Bank auctions mortgaged assets
The China Construction Bank (CCB) recovered 1.4 billion yuan (US$168 million) during last week's auction of mortgaged assets which had a book value of about 4 billion yuan (US$481 million), it revealed Monday.
"It is the first time that a Chinese commercial bank has disposed of its non-performing assets by using an international bulk-sale auction format," said Yang Xiaoyang, head of the bank's special assets resolution department.
The mortgaged assets, consisting of 153 real estate projects in the country's 18 provinces and municipalities, are divided into three areas by geographical location, he said.
A Morgan Stanley-led consortium was the successful bidder for two of the areas, while a Deutsche Bank-led consortium snared the remaining location, Yang said.
Jack Rodman, partner and managing director of Ernst & Young, the financial adviser of the transaction, said: "The successful result reflects the investors' perceptions of China, the assets, the seller, and the way the transaction was conducted."
Yang said it was an inevitable that the CCB would dispose of its non-performing assets via the market.
"The efforts will be continued," he said. "We plan to sell 46 billion yuan (US$5.5 billion) worth of debt-to-equity assets through the market."
Economists say the bank has to keep a cleaner balance sheet as it is aiming for an initial public offering later this year or next year, and plans to introduce strategic investors.

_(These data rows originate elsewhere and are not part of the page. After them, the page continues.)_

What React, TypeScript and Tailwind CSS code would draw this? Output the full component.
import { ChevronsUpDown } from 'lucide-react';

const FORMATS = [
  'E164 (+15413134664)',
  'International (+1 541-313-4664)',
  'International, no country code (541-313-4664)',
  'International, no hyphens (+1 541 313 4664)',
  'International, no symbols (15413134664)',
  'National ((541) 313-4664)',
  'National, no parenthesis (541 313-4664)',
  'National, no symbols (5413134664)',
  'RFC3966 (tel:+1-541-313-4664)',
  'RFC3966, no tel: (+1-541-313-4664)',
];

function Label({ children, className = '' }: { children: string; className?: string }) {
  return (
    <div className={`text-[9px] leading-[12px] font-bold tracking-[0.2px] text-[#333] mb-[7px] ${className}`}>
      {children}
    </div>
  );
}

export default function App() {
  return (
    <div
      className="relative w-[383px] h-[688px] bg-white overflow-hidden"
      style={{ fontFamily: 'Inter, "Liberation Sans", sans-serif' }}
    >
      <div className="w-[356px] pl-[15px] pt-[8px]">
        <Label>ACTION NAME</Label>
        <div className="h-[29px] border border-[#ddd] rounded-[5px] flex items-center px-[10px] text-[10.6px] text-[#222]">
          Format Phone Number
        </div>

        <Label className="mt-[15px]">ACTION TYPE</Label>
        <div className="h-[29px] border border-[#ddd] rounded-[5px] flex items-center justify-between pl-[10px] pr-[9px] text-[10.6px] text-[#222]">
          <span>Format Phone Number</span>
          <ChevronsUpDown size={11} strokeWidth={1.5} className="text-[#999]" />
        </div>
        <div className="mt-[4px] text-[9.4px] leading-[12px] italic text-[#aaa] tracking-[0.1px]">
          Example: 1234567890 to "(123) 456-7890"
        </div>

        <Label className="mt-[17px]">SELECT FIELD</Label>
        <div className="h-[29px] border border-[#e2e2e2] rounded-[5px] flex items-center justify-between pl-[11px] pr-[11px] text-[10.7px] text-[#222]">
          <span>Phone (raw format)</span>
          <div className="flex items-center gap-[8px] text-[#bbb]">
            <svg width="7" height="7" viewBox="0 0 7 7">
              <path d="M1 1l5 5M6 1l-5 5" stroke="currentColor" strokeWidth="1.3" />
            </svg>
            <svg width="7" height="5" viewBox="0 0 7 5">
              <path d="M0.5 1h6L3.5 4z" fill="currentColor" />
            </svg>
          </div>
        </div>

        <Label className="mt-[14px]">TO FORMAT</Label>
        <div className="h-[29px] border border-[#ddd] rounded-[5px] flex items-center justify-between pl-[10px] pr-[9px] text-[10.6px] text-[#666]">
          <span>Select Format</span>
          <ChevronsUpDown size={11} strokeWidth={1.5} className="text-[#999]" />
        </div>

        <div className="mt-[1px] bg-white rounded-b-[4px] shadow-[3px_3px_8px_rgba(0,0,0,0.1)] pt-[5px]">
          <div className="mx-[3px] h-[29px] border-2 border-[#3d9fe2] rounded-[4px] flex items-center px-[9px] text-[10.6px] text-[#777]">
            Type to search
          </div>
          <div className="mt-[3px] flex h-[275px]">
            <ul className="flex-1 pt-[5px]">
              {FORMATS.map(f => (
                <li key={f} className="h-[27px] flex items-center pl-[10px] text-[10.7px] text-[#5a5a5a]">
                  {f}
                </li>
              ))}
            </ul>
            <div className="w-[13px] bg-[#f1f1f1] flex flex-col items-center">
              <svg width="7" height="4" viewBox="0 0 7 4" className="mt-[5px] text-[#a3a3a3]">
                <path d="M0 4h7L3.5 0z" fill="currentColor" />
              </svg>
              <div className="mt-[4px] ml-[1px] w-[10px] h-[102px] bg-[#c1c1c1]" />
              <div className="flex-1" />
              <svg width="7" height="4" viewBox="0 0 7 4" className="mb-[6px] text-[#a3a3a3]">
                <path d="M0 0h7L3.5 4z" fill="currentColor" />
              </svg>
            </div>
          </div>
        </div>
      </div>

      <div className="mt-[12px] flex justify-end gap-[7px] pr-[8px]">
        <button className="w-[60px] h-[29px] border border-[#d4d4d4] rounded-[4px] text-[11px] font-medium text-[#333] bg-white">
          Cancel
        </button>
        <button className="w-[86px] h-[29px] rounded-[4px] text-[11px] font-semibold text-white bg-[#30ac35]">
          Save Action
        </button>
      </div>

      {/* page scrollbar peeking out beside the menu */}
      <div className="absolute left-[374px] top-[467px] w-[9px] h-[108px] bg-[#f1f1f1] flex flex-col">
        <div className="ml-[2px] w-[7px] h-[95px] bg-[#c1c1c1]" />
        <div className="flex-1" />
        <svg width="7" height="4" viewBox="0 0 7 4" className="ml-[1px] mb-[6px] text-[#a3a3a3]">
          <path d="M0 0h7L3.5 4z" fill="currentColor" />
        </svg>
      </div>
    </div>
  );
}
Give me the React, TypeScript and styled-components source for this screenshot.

Wang Zhao, a researcher with the State Council's Development Research Centre, said China's four largest State-owned banks will have to sharpen their competitive edge before the end of 2005, when foreign banks will have unfettered market access under China's World Trade Organization commitments.
"The banks will have to lower their rates of non-performing loans, get rid of historical financial burdens and raise capital adequacies to international standards," he said.
The capital adequacy ratios of commercial banks have to reach 8 per cent, the minimum required by the Basel Capital Accord reached by international banking managers, according to the nation's commercial banking law.
"This goal will have to be achieved before China's commercial banks, especially the big four, get listed," Wang said.
The CCB, which was chosen by the central government as a pilot project to become a joint stock bank, has handed a US$22.5 billion bail-out from the government in late December.
CCB President Zhang Enzhao said the bank's goal was to become a modern share-holding commercial bank that could become a competitive heavyweight in the global financial market.
During the first quarter, the bank earned 15.97 billion yuan (US$1.9 billion) in operating profits, an increase of 32.4 per cent from a year ago.
By the end of March, the bank's non-performing loan ratio, by the international standard, was 8.77 per cent -- a drop of 0.35 per cent compared with the beginning of the year.